__Provided material__
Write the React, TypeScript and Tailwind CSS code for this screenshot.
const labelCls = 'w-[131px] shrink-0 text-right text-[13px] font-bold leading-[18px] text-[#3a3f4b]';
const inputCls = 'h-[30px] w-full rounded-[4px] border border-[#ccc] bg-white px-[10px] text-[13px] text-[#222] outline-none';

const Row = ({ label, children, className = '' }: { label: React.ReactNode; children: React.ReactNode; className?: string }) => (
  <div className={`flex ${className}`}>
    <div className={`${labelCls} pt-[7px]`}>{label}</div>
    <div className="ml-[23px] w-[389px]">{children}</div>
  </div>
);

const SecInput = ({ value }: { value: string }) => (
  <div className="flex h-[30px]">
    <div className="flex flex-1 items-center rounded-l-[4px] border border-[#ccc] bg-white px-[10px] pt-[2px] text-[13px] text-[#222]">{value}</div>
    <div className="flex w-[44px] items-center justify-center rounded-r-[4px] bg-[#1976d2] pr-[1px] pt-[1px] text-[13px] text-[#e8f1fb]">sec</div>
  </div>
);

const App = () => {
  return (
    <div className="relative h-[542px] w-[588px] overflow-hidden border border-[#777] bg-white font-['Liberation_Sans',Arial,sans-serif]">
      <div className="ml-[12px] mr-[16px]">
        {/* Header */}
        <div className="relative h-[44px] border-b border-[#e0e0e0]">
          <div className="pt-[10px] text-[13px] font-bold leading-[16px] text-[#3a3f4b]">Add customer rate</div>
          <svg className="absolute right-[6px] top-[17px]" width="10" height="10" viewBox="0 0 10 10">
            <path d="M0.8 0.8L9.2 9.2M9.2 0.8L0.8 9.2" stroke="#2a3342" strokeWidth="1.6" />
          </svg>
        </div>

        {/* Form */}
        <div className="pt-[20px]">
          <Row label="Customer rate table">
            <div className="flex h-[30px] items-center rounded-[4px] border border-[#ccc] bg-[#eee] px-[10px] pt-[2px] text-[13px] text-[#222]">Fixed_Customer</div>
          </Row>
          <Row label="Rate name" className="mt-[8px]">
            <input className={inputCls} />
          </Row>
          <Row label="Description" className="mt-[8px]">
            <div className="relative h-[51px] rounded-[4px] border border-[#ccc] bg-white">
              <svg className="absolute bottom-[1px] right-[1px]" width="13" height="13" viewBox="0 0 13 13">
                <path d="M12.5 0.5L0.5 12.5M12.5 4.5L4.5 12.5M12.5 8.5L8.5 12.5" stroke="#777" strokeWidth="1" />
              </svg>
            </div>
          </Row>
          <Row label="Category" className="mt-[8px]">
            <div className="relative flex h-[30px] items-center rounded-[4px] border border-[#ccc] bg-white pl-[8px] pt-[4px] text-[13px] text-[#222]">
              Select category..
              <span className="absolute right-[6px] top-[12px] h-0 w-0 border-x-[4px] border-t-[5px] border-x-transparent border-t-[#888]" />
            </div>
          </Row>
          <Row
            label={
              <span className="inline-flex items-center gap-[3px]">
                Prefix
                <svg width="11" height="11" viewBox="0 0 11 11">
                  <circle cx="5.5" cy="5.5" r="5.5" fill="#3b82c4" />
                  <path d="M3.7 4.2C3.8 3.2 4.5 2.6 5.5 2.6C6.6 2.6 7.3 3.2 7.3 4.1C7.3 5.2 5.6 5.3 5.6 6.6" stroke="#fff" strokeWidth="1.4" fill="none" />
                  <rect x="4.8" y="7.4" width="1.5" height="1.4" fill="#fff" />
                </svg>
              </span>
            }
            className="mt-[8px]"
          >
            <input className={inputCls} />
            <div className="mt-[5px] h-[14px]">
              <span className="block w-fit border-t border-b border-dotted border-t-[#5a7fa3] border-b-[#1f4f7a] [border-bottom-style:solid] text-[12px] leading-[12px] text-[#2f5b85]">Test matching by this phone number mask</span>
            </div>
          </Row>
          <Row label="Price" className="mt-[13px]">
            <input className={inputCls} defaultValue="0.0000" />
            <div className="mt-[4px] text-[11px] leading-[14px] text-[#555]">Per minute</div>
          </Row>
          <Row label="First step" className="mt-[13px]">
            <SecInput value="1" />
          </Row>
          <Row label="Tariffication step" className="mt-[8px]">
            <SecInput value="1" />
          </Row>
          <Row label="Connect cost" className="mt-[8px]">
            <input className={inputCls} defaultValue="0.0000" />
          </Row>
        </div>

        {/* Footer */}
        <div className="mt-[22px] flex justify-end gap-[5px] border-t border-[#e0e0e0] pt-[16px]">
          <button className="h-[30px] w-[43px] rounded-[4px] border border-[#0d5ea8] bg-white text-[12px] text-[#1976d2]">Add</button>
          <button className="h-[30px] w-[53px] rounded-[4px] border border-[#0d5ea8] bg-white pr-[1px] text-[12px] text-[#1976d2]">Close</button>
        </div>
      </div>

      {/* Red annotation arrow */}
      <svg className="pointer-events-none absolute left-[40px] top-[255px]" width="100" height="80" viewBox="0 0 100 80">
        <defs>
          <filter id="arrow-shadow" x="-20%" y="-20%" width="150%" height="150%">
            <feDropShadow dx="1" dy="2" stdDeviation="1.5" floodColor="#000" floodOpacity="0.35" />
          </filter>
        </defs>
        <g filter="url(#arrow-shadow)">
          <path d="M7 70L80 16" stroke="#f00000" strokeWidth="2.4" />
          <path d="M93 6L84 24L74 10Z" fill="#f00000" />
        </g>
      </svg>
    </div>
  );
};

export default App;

...

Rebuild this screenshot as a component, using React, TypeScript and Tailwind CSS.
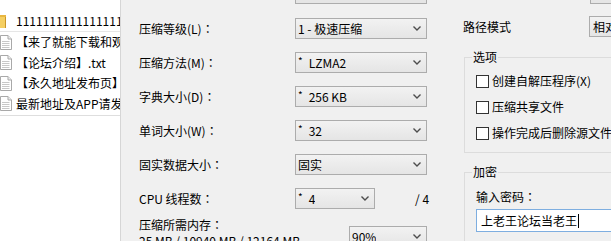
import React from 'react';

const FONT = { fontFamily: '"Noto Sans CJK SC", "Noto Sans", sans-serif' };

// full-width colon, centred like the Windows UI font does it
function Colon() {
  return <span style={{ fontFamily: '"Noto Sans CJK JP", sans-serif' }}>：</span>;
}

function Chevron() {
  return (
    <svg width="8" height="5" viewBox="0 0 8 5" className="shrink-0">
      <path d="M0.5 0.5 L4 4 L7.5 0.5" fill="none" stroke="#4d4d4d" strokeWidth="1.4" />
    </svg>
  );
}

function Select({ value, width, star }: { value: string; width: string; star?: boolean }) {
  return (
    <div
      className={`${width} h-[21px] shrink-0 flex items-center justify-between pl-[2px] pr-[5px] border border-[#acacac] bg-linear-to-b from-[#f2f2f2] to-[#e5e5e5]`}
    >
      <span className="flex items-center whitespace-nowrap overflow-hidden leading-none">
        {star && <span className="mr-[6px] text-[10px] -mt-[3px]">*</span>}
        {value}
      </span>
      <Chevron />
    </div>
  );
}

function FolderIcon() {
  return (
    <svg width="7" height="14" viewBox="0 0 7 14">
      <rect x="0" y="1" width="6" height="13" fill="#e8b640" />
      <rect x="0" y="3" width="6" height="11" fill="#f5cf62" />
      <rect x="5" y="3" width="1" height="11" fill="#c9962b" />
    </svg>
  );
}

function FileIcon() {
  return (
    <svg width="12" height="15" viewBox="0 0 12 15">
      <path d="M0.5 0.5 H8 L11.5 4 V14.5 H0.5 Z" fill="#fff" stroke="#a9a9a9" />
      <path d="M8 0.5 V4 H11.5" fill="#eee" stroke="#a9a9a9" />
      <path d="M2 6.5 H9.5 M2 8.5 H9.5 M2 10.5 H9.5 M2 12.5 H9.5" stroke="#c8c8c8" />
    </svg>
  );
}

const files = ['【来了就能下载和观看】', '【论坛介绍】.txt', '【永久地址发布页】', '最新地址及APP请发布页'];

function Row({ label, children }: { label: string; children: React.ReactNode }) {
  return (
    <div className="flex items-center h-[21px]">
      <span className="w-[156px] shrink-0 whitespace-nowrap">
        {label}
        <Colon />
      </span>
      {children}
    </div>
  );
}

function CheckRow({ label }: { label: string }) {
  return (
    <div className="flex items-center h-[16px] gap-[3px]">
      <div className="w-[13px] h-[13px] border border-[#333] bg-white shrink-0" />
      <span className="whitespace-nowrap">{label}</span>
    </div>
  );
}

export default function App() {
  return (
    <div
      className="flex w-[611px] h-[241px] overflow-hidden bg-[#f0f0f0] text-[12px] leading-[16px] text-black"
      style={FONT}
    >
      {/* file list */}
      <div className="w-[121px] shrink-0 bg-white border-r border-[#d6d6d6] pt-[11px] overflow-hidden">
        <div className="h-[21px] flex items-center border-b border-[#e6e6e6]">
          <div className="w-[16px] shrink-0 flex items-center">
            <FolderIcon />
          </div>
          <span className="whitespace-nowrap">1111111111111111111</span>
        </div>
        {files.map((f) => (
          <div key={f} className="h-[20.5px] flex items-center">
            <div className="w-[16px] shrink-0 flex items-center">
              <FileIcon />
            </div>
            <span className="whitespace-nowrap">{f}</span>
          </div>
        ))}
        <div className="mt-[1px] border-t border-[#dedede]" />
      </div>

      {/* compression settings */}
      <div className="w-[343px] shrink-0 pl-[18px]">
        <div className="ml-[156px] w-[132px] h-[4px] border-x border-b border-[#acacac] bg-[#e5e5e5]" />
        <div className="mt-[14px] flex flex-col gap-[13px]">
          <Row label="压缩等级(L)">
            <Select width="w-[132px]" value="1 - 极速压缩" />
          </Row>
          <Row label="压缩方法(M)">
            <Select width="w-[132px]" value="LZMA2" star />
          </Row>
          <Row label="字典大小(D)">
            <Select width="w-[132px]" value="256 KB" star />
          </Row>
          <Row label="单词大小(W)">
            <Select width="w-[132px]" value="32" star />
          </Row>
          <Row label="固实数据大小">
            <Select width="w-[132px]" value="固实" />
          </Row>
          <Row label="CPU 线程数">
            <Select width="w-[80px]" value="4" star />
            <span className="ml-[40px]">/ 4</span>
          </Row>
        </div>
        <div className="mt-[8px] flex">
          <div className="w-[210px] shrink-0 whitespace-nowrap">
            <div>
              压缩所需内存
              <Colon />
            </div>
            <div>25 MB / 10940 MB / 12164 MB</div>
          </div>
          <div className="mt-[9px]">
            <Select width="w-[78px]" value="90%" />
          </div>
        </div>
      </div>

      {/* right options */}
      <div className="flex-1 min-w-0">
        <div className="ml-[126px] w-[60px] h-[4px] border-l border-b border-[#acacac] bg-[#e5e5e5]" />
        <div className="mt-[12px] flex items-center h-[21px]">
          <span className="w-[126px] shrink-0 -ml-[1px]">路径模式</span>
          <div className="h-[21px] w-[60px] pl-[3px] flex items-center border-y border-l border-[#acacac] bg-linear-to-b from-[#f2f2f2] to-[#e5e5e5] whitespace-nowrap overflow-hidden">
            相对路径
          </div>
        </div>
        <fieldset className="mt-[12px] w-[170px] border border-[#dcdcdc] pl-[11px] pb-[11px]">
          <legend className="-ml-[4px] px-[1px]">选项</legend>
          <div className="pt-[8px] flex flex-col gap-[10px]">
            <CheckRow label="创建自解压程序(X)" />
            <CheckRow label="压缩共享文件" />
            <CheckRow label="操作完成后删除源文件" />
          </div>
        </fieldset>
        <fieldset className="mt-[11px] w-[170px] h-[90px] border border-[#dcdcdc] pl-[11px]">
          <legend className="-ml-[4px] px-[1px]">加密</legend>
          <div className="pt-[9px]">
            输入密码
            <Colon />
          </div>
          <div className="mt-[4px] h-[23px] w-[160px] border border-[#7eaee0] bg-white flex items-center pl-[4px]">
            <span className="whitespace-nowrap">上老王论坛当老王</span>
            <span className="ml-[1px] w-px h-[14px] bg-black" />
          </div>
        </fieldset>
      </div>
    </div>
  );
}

...

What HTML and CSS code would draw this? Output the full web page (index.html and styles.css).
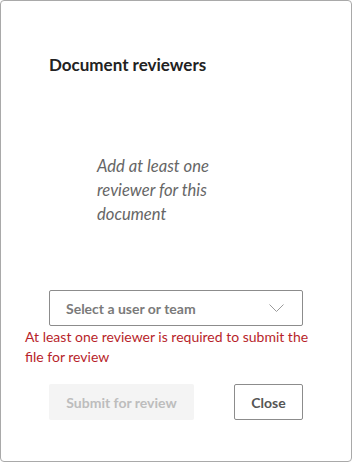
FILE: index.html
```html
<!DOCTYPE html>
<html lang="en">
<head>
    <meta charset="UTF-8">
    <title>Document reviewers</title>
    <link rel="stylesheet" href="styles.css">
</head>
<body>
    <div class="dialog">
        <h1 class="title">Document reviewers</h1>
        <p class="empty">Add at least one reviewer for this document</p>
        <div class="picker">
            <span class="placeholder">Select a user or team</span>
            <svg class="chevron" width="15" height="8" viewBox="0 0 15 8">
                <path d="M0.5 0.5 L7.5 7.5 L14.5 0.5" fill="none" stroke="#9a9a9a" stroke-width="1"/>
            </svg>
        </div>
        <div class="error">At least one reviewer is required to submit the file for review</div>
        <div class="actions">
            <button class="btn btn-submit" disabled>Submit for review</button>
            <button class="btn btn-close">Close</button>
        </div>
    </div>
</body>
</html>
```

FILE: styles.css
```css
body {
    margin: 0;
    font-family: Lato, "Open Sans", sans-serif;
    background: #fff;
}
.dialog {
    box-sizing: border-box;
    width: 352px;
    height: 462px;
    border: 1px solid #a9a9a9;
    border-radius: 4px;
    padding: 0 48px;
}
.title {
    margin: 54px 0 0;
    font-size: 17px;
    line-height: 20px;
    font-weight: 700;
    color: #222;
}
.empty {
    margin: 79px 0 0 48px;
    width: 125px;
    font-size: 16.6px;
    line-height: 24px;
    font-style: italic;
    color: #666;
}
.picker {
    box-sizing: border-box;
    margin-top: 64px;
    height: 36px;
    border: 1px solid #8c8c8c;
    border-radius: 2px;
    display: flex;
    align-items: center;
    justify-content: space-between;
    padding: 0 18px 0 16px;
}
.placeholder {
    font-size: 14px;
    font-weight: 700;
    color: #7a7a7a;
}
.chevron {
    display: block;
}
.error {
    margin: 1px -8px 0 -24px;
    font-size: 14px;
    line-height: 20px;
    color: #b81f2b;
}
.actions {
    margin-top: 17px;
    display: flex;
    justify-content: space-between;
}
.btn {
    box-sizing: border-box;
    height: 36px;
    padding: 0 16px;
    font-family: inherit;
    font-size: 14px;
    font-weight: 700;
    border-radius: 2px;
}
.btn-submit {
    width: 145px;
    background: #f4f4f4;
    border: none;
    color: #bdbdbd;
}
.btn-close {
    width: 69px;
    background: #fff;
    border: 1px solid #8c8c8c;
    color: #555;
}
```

__Exercise details__
This exercise asks for the lines from the line with "Write the React, TypeScript" to the line with "const inputCls = 'h-[30px]", both lines included, set down exactly and with nothing else.

__Response to this exercise__
Write the React, TypeScript and Tailwind CSS code for this screenshot.
const labelCls = 'w-[131px] shrink-0 text-right text-[13px] font-bold leading-[18px] text-[#3a3f4b]';
const inputCls = 'h-[30px] w-full rounded-[4px] border border-[#ccc] bg-white px-[10px] text-[13px] text-[#222] outline-none';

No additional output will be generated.